Designing with Incremental Design?

Hello to all! This is a new thread I've started coming from my Problems with Logic Lock thread.

Now to let everyone know I was using Q2 version 7.0 and trying to follow directions from the Handbook to Logic Lock sub functions of the design. However when importing them up into the top level Logic Lock itself was failing. The feedback I got from Altera and this forum was that Logic Lock no longer works that way and that I should try Incremental Design instead. Now since I had tried that at first but the design didn't meet ID's requirements and I couldn't follow how ID was to be done so I had dropped it.

Anyway I'm now upgraded to Q2 v7.1 SP1 and have read the new ID documentation. I'm still very disappointed in the documentation and here I put one of my first four questions.
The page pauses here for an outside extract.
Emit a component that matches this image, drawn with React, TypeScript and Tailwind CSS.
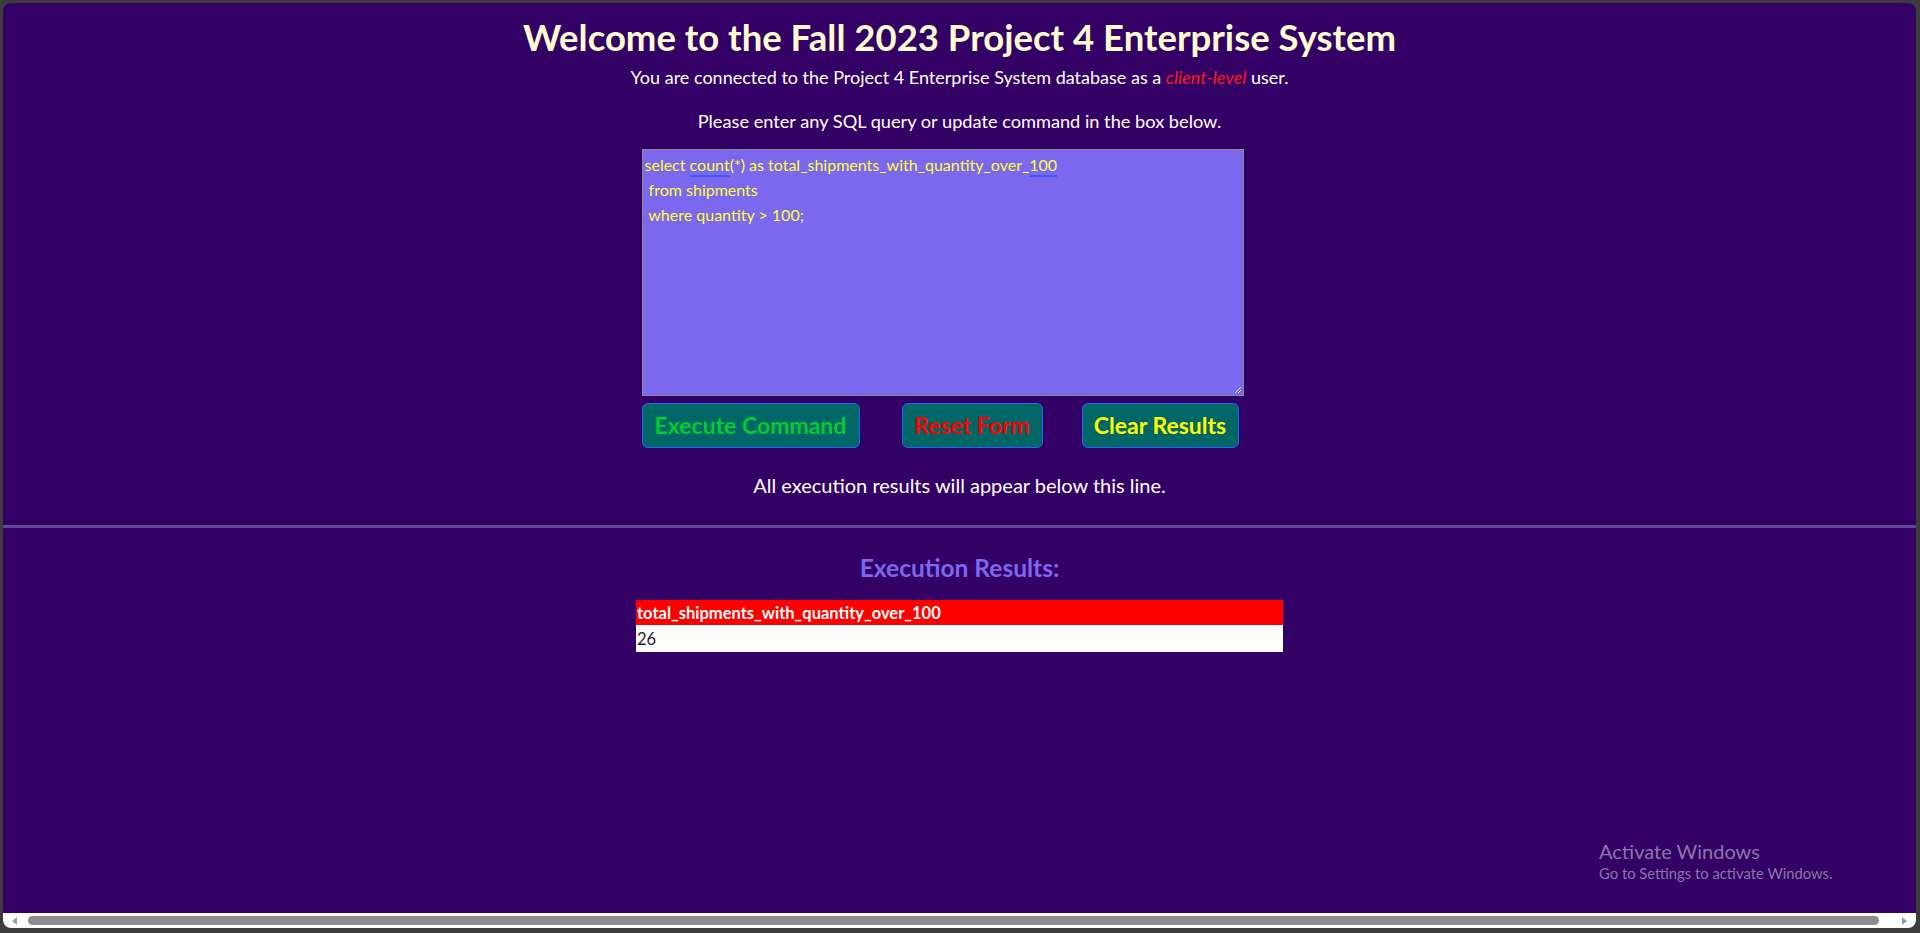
import type { ReactNode } from 'react';

const FONT = { fontFamily: 'Lato, "Open Sans", "Liberation Sans", sans-serif' };

function Btn({ color, width, children }: { color: string; width: string; children: ReactNode }) {
  return (
    <button
      className={`h-[45px] ${width} ${color} bg-[#006666] border border-[#1a6cff] rounded-[6px] text-[23px] font-bold leading-none`}
    >
      {children}
    </button>
  );
}

function SqlBox() {
  const ul = 'underline decoration-[#3a5cff] decoration-2 underline-offset-[4px]';
  return (
    <div className="relative w-[602px] h-[247px] bg-[#7b68ee] border border-[#8a8a8a] px-[2px] py-[2px] text-[16px] leading-[25px] text-[#ffff33] whitespace-pre">
      <div>select <span className={ul}>count</span>(*) as total_shipments_with_quantity_over_<span className={ul}>100</span></div>
      <div> from shipments</div>
      <div> where quantity &gt; 100;</div>
      <svg className="absolute right-[1px] bottom-[1px]" width="9" height="9" viewBox="0 0 9 9">
        <path d="M8 2L2 8M8 5L5 8" stroke="#d8d8e8" strokeWidth="1" />
      </svg>
    </div>
  );
}

function Scrollbar() {
  return (
    <div className="h-[15px] bg-white flex items-center px-[9px] gap-[6px] shrink-0">
      <svg width="6" height="8" viewBox="0 0 6 8"><path d="M5 0L0 4L5 8Z" fill="#9a9aa8" /></svg>
      <div className="flex-1 h-[9px] rounded-full bg-[#8c8c8c] ml-[4px] mr-[16px]" />
      <svg width="6" height="8" viewBox="0 0 6 8"><path d="M1 0L6 4L1 8Z" fill="#8a9ab8" /></svg>
    </div>
  );
}

export default function App() {
  return (
    <div className="h-[933px] w-full bg-[#3c3c3c] pt-[3px] pl-[3px] pr-[4px] pb-[5px]" style={FONT}>
      <div className="relative h-full flex flex-col bg-[#330066] rounded-[8px] overflow-hidden">
        <main className="flex-1 flex flex-col items-center">
          <h1 className="mt-[14px] text-[36.5px] leading-[40px] font-bold text-[#fffdd0]">
            Welcome to the Fall 2023 Project 4 Enterprise System
          </h1>
          <p className="mt-[8px] text-[18px] leading-[24px] text-white">
            You are connected to the Project 4 Enterprise System database as a{' '}
            <span className="italic text-[#ff1a1a]">client-level</span> user.
          </p>
          <p className="mt-[20px] text-[18.2px] leading-[24px] text-white">
            Please enter any SQL query or update command in the box below.
          </p>

          <div className="w-[636px] mt-[16px]">
            <SqlBox />
            <div className="flex mt-[7px]">
              <Btn color="text-[#00cc33]" width="w-[218px]">Execute Command</Btn>
              <div className="ml-[42px]">
                <Btn color="text-[#ff0000]" width="w-[141px]">Reset Form</Btn>
              </div>
              <div className="ml-[39px]">
                <Btn color="text-[#ffff00]" width="w-[157px]">Clear Results</Btn>
              </div>
            </div>
          </div>

          <p className="mt-[24px] text-[20px] leading-[26px] text-white">
            All execution results will appear below this line.
          </p>

          <div className="w-full h-[3px] bg-[#62479a] mt-[27px]" />

          <h2 className="mt-[25px] text-[24.5px] leading-[30px] font-bold text-[#7b68ee]">Execution Results:</h2>

          <table className="mt-[17px] w-[647px] border-collapse text-[16.5px]">
            <thead>
              <tr className="bg-[#ff0000] h-[25px]">
                <th className="text-left font-bold text-white px-[1px] leading-[20px]">
                  total_shipments_with_quantity_over_100
                </th>
              </tr>
            </thead>
            <tbody>
              <tr className="bg-white h-[27px]">
                <td className="text-left text-[#222] px-[1px] leading-[20px]">26</td>
              </tr>
            </tbody>
          </table>
        </main>

        <div className="absolute left-[1596px] top-[835px] text-[#8b76a8] pointer-events-none">
          <div className="text-[20px] leading-[26px]">Activate Windows</div>
          <div className="text-[14.8px] leading-[18px]">Go to Settings to activate Windows.</div>
        </div>

        <Scrollbar />
      </div>
    </div>
  );
}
The others I'll enter as replies to split them up for simplicity sake.

First question:

It is stated in several points in the ID documentation that the design leader needs to make the Global assignments in the top level and "export(?)" them to the lower level partitions for the designers to use in their parts of the design. (I believe I got some of the wording wrong but the jist is correct.)

Well....

Exactly, in excrutiating details, how is this done?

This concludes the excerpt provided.